En tout état de cause, le passage à la majorité ne doit pas être un moment de fragilité, ni de fragilisation. Il faut accompagner cette prise d'autonomie. Votre proposition, dont ce n'était certes pas l'objet, ne fait pas le tour des questions que soulève la situation des enfants majeurs, en premier lieu la question du salaire des parents, qui conditionne le versement d'une pension adéquate – nous avons, pour notre part, proposé un revenu étudiant. Quoiqu'ils soient liés, ces sujets n'obèrent pas la question que vous posez.

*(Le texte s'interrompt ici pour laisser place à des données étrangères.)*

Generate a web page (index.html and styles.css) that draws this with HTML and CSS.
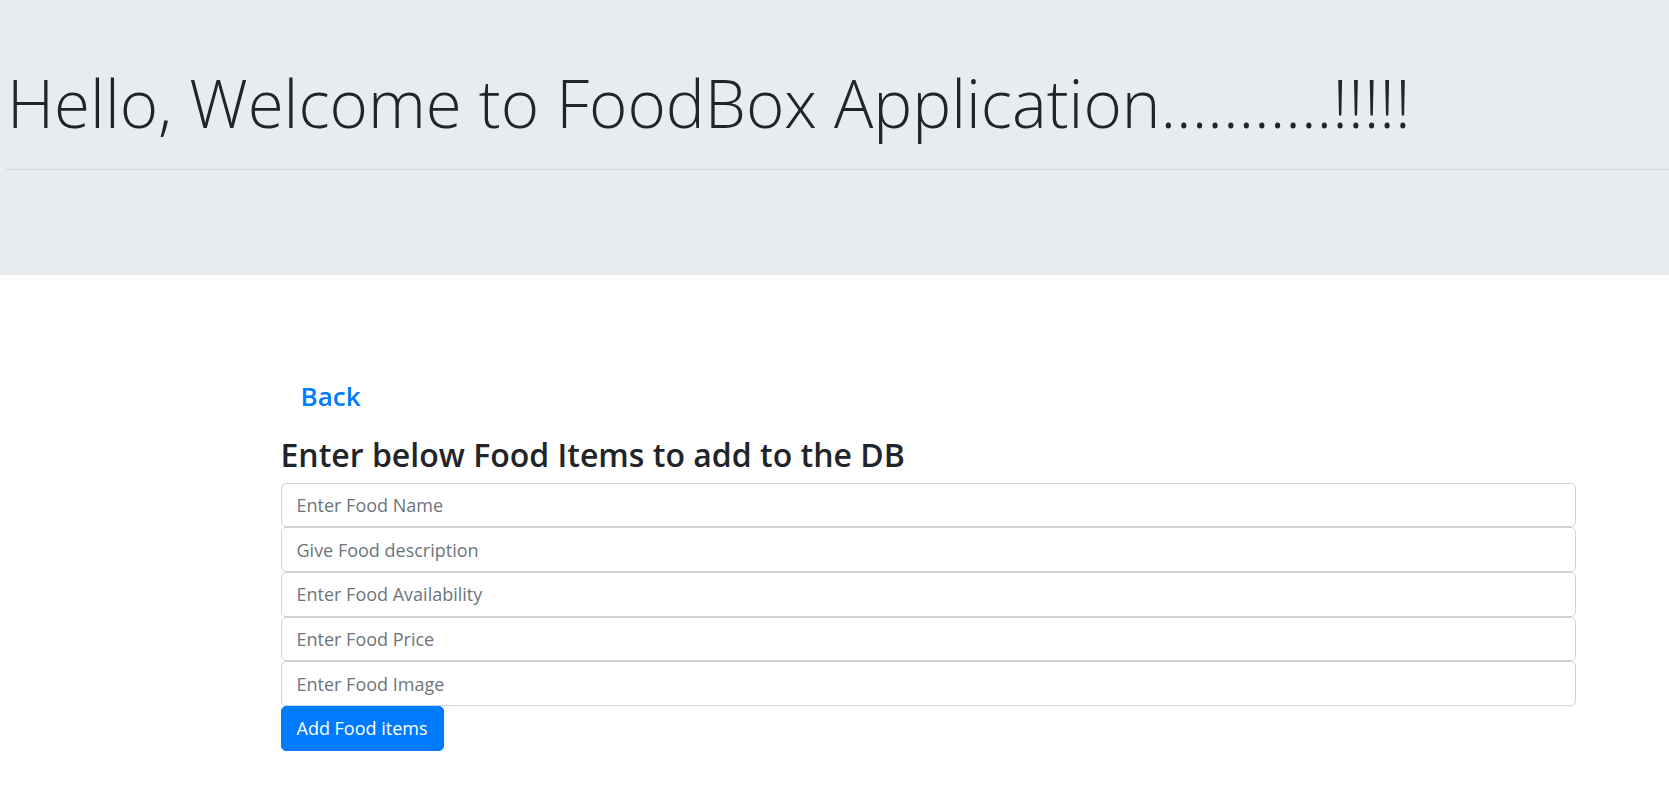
FILE: index.html
```html
<!DOCTYPE html>
<html lang="en">
<head>
<meta charset="utf-8">
<title>FoodBox</title>
<link rel="stylesheet" href="styles.css">
</head>
<body>
<header class="jumbotron">
  <h1 class="display">Hello, Welcome to FoodBox Application...........!!!!!</h1>
  <hr class="divider">
</header>
<main class="page">
  <div class="container">
    <a class="back-link" href="#">Back</a>
    <h3 class="form-title">Enter below Food Items to add to the DB</h3>
    <form class="food-form">
      <input class="form-control" type="text" placeholder="Enter Food Name">
      <input class="form-control" type="text" placeholder="Give Food description">
      <input class="form-control" type="text" placeholder="Enter Food Availability">
      <input class="form-control" type="text" placeholder="Enter Food Price">
      <input class="form-control" type="text" placeholder="Enter Food Image">
      <button class="btn-primary" type="submit">Add Food items</button>
    </form>
  </div>
</main>
</body>
</html>
```
FILE: styles.css
```css
* { box-sizing: border-box; }

html, body {
  margin: 0;
  padding: 0;
  background: #fff;
  color: #212529;
  font-family: "Open Sans", "Noto Sans", "Liberation Sans", sans-serif;
}

.jumbotron {
  background: #e9ecef;
  height: 275px;
  padding: 64.3px 0 0 6px;
}

.display {
  margin: 0;
  font-size: 65.5px;
  line-height: 1.2;
  font-weight: 300;
  color: #212529;
  padding-left: 1px;
  white-space: nowrap;
}

.divider {
  margin: 26px 0 0 0;
  border: 0;
  border-top: 1px solid #d2d5d9;
  height: 0;
}

.page {
  padding-top: 103px;
}

.container {
  margin-left: 280.5px;
  width: 1295.5px;
  display: flex;
  flex-direction: column;
}

.back-link {
  display: block;
  align-self: flex-start;
  padding-left: 20px;
  font-size: 26px;
  line-height: 36px;
  font-weight: 600;
  color: #007bff;
  text-decoration: none;
}

.form-title {
  margin: 20.6px 0 8px 0;
  font-size: 32px;
  line-height: 40px;
  font-weight: 600;
  color: #212529;
}

.food-form {
  display: flex;
  flex-direction: column;
  align-items: flex-start;
}

.form-control {
  display: block;
  width: 100%;
  height: 44.7px;
  margin: 0;
  padding: 0 15px;
  border: 1px solid #ced4da;
  border-radius: 5px;
  background: #fff;
  font-family: inherit;
  font-size: 18px;
  color: #495057;
  outline: none;
}

.form-control::placeholder {
  color: #6c757d;
  opacity: 1;
}

.btn-primary {
  height: 44.7px;
  padding: 0 15px;
  border: 1px solid #007bff;
  border-radius: 5px;
  background: #007bff;
  color: #fff;
  font-family: inherit;
  font-size: 18px;
  cursor: pointer;
}
```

Nous soutiendrons ce dispositif, en prévoyant d'évaluer son efficacité.
La séparation est le premier motif d'appauvrissement en France. Aujourd'hui, près d'un million de familles touchent une pension alimentaire, qui représente en moyenne un cinquième de leurs revenus. Ainsi, en cas de non-paiement, les conséquences pour les familles, et en premier lieu pour les enfants, sont immenses.

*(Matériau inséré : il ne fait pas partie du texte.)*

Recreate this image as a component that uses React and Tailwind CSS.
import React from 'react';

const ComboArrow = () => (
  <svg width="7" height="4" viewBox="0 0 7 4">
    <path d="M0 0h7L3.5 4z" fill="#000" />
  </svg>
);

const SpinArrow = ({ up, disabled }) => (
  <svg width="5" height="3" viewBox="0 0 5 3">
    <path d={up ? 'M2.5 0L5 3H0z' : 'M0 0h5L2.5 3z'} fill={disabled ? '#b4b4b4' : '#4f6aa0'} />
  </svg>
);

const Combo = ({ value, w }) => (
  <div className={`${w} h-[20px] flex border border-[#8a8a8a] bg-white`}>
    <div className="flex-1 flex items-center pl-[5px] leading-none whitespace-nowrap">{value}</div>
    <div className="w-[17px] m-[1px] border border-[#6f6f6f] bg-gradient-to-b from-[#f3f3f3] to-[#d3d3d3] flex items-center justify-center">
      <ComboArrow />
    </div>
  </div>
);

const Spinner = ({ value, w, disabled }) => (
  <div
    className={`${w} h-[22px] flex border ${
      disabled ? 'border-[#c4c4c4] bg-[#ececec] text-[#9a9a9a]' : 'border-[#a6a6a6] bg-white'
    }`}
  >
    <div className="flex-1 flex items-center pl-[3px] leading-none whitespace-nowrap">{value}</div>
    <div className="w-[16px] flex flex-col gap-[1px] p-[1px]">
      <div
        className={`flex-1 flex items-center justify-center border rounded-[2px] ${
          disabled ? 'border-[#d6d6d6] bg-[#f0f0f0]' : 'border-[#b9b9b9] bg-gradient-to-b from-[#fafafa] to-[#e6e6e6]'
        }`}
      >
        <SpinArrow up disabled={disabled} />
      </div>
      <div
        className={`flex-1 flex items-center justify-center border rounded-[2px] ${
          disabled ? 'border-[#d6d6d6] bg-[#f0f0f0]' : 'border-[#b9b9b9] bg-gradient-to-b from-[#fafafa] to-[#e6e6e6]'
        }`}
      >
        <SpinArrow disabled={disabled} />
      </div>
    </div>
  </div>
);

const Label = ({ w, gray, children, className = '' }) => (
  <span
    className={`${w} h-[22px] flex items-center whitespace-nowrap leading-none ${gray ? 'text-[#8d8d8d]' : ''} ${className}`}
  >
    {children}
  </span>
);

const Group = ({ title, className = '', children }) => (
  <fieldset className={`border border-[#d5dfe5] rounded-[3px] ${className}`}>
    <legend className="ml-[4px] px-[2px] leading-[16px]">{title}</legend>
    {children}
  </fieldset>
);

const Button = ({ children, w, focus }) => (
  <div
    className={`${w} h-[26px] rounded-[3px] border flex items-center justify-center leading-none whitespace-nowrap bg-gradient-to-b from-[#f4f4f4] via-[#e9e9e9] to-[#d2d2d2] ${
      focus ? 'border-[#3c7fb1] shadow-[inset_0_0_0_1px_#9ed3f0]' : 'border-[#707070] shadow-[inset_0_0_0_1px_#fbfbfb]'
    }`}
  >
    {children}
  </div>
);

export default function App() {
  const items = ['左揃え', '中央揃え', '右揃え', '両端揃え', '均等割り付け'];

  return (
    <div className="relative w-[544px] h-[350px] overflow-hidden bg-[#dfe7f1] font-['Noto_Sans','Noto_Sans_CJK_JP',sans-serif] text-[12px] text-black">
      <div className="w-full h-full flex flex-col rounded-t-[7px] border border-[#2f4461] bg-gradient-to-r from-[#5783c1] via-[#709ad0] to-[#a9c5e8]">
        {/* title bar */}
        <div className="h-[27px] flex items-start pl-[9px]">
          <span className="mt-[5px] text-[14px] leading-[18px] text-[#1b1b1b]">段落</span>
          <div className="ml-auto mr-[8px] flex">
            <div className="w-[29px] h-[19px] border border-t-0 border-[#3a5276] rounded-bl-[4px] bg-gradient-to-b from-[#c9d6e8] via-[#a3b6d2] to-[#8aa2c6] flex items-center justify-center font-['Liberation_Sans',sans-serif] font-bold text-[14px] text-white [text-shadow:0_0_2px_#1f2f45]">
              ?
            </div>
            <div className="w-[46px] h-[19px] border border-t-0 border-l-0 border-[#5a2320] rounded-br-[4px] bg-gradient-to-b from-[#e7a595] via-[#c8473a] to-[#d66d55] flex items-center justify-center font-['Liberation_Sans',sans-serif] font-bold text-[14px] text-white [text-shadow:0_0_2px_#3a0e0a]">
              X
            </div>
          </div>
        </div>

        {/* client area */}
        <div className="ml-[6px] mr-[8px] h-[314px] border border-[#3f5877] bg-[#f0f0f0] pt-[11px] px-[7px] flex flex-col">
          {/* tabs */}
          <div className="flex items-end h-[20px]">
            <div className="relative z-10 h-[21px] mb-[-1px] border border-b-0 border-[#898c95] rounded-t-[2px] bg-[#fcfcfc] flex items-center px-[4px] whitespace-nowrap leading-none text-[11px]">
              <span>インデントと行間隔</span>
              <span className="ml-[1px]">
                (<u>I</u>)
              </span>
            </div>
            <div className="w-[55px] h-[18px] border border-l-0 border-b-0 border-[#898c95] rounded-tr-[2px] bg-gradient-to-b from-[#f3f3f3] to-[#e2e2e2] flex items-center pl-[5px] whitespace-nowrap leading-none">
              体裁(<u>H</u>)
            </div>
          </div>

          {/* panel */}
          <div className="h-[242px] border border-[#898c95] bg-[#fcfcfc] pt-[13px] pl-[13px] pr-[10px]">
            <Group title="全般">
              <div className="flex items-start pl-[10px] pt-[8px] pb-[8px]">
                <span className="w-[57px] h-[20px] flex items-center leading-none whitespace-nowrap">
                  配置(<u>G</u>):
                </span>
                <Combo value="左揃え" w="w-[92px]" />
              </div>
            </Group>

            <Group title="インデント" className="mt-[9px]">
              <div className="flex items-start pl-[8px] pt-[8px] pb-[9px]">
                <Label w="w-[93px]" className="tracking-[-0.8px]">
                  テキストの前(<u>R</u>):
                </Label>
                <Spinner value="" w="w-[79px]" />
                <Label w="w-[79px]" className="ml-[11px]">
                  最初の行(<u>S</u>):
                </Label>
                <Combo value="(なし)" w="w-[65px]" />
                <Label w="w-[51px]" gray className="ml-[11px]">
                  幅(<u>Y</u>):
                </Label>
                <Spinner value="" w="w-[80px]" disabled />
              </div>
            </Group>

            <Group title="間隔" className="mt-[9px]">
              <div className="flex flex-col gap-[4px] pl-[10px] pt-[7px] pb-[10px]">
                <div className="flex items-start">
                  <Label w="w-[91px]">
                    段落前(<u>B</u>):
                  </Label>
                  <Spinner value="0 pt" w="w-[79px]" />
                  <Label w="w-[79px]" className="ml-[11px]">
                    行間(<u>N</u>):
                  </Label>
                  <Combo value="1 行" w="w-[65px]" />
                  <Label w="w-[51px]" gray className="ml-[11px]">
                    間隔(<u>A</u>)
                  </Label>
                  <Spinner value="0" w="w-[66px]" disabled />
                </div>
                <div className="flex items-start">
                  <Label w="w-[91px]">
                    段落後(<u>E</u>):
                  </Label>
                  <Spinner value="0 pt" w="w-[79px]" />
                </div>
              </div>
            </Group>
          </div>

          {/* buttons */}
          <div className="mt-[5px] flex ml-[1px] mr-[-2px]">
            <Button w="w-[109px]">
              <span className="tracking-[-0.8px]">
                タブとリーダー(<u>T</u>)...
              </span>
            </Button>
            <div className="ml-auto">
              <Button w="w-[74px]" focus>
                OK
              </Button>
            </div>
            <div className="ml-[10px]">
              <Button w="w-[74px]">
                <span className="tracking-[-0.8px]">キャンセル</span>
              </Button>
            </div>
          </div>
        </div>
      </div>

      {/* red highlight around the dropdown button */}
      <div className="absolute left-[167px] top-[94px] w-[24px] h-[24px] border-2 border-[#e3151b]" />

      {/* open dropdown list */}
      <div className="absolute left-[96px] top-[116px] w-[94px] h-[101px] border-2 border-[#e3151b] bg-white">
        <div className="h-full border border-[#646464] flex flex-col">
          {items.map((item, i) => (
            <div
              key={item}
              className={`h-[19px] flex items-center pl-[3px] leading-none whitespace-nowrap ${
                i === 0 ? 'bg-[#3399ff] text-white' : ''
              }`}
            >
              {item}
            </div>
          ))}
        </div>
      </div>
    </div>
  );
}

À cet égard, la mise en place du système d'intermédiation financière des pensions financières, avec la création de l'Aripa, a constitué une avancée, aussi bien pour garantir le versement en temps et en heure des pensions que pour éviter les tensions entre les parents. À l'époque, il était estimé que 30 % des pensions alimentaires n'étaient pas payées ou l'étaient irrégulièrement. Faute de signalement, les procédures de recouvrement prenaient du temps, quand elles existaient. Le montant des sommes recouvrées a depuis augmenté de moitié et les procédures ont été allégées.

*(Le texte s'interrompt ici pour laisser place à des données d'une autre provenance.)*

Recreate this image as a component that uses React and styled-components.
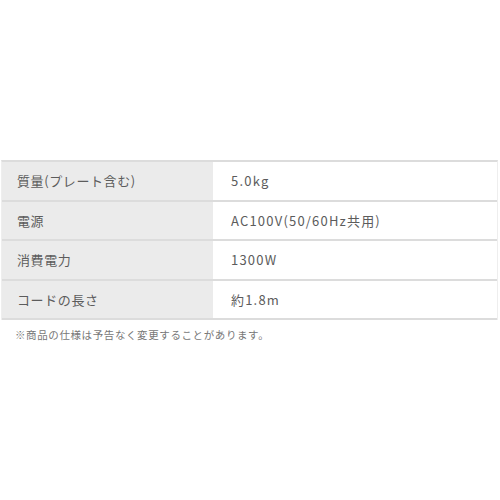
import React from 'react'
import styled, { createGlobalStyle } from 'styled-components'

const GlobalStyle = createGlobalStyle`
  body {
    margin: 0;
    background: #fff;
    font-family: "Noto Sans CJK JP", "Noto Sans", sans-serif;
  }
`

const Wrapper = styled.div`
  width: 500px;
  height: 500px;
  padding-top: 160px;
  box-sizing: border-box;
`

const Table = styled.div`
  border-top: 2px solid #dcdcdc;
  border-left: 1px solid #eeeeee;
  border-right: 1px solid #eeeeee;
  margin: 0 2px 0 1px;
`

const Row = styled.div`
  display: grid;
  grid-template-columns: 211px 1fr;
  height: 37.5px;
  border-bottom: 2px solid #dcdcdc;
`

const Label = styled.div`
  background: #ebebeb;
  display: flex;
  align-items: center;
  padding-left: 15px;
  font-size: 13px;
  color: #5c5c5c;
  letter-spacing: 0.6px;
`

const Value = styled.div`
  display: flex;
  align-items: center;
  padding-left: 18px;
  font-size: 13px;
  color: #5c5c5c;
  letter-spacing: 1.2px;
`

const Note = styled.p`
  margin: 7px 0 0 15px;
  font-size: 10.5px;
  color: #777;
  letter-spacing: 0.6px;
`

const specs = [
  ['質量(プレート含む)', '5.0kg'],
  ['電源', 'AC100V(50/60Hz共用)'],
  ['消費電力', '1300W'],
  ['コードの長さ', '約1.8m'],
]

const App = () => {
  return (
    <Wrapper>
      <GlobalStyle />
      <Table>
        {specs.map(([k, v]) => (
          <Row key={k}>
            <Label>{k}</Label>
            <Value>{v}</Value>
          </Row>
        ))}
      </Table>
      <Note>※商品の仕様は予告なく変更することがあります。</Note>
    </Wrapper>
  )
}
export default App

Toutefois, ce dispositif présente quelques lacunes qui pourraient être facilement comblées. C'est l'objectif de cette proposition de loi, qui vise à rendre les enfants majeurs éligibles au service d'intermédiation financière des pensions alimentaires. La majorité ne signe pas la fin du droit à la pension alimentaire. Notre groupe soutiendra donc le texte.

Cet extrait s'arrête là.